## Start Dataset excerpt

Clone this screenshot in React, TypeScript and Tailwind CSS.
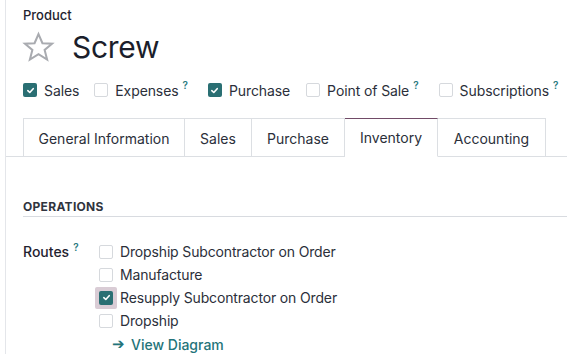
import React from "react";

const Check = ({ on }: { on?: boolean }) => (
  <span
    className={
      on
        ? "flex h-[14px] w-[14px] shrink-0 items-center justify-center rounded-[2px] bg-[#2a6f73]"
        : "block h-[14px] w-[14px] shrink-0 rounded-[2px] border border-[#d6d9dd] bg-white"
    }
  >
    {on && (
      <svg viewBox="0 0 10 10" className="h-[9px] w-[9px]">
        <path d="M2 5.2 L4.2 7.2 L8 3" fill="none" stroke="white" strokeWidth="1.8" strokeLinecap="round" strokeLinejoin="round" />
      </svg>
    )}
  </span>
);

const Help = () => (
  <sup className="ml-[4px] text-[10px] font-semibold text-[#2a7a80]">?</sup>
);

const TopOption = ({ label, on, help, className }: { label: string; on?: boolean; help?: boolean; className?: string }) => (
  <div className={"flex items-center " + (className ?? "")}>
    <Check on={on} />
    <span className="ml-[7px] text-[14px] tracking-[-0.1px] text-[#2b2f3a]">{label}</span>
    {help && <Help />}
  </div>
);

const tabs = [
  { name: "General Information", w: "w-[162px]" },
  { name: "Sales", w: "w-[67px]" },
  { name: "Purchase", w: "w-[93px]" },
  { name: "Inventory", w: "w-[93px]" },
  { name: "Accounting", w: "w-[108px]" },
];

const RouteRow = ({ label, on, focus }: { label: string; on?: boolean; focus?: boolean }) => (
  <div className="flex h-[23px] items-center">
    <span className={"flex " + (focus ? "-ml-[4px] rounded-[2px] bg-[#d9ccd5] p-[4px]" : "")}>
      <Check on={on} />
    </span>
    <span className={"text-[14px] tracking-[-0.15px] text-[#2b2f3a] " + (focus ? "ml-[3px]" : "ml-[7px]")}>{label}</span>
  </div>
);

export default function App() {
  return (
    <div className="h-[354px] w-[567px] overflow-hidden bg-white font-['Inter',sans-serif]">
      <div className="ml-[5px] h-full border-l border-[#e4e6ea]">
        <div className="pl-[17px] pt-[6px]">
          <div className="text-[13px] font-medium leading-[18px] text-[#1f2330]">Product</div>
          <div className="flex h-[46px] items-center">
            <svg viewBox="0 0 24 24" className="ml-[-2px] h-[35px] w-[35px]">
              <path
                d="M12 2.8 L14.7 9.1 L21.3 9.4 L16.2 13.7 L17.9 20.3 L12 16.6 L6.1 20.3 L7.8 13.7 L2.7 9.4 L9.3 9.1 Z"
                fill="none"
                stroke="#a9abb0"
                strokeWidth="1.4"
                strokeLinejoin="miter"
              />
            </svg>
            <span className="ml-[16px] text-[30px] font-normal tracking-[-0.3px] text-[#1b1e2b]">Screw</span>
          </div>
          <div className="mt-[10px] flex h-[20px] items-center">
            <TopOption label="Sales" on />
            <TopOption label="Expenses" help className="ml-[15px]" />
            <TopOption label="Purchase" on className="ml-[20px]" />
            <TopOption label="Point of Sale" help className="ml-[16px]" />
            <TopOption label="Subscriptions" help className="ml-[20px]" />
          </div>
        </div>

        <div className="mt-[18px] flex border-b border-[#dcdfe3] pl-[17px]">
          {tabs.map((t, i) => {
            const active = t.name === "Inventory";
            return (
              <div
                key={t.name}
                className={
                  "-mb-px flex h-[39px] items-center justify-center border-r border-t text-[14px] text-[#2b2f3a] " +
                  t.w +
                  (i === 0 ? " border-l" : "") +
                  (active
                    ? " border-b border-b-white border-t-[#714b67] border-r-[#dcdfe3] bg-white"
                    : " border-[#dcdfe3]")
                }
              >
                {t.name}
              </div>
            );
          })}
        </div>

        <div className="pl-[17px] pt-[42px]">
          <div className="border-b border-[#d8dbe0] pb-[1px] text-[12px] font-bold leading-[16px] tracking-[0.3px] text-[#30343e]">
            OPERATIONS
          </div>
          <div className="mt-[23px] flex">
            <div className="flex h-[23px] w-[76px] items-center">
              <span className="text-[14px] font-medium text-[#1f2330]">Routes</span>
              <Help />
            </div>
            <div className="flex flex-col">
              <RouteRow label="Dropship Subcontractor on Order" />
              <RouteRow label="Manufacture" />
              <RouteRow label="Resupply Subcontractor on Order" on focus />
              <RouteRow label="Dropship" />
              <div className="ml-[13px] flex h-[24px] items-center text-[14px] font-medium text-[#24747a]">
                <span className="text-[15px]">➔</span>
                <span className="ml-[6px]">View Diagram</span>
              </div>
            </div>
          </div>
        </div>
      </div>
    </div>
  );
}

## End Dataset excerpt

▶ [Set exercise]
Give again, word for word, every line from the top of the data through the line with "import React from", both ends included, and exclude the pictures.

▶ [Response to the exercise]
Clone this screenshot in React, TypeScript and Tailwind CSS.
import React from "react";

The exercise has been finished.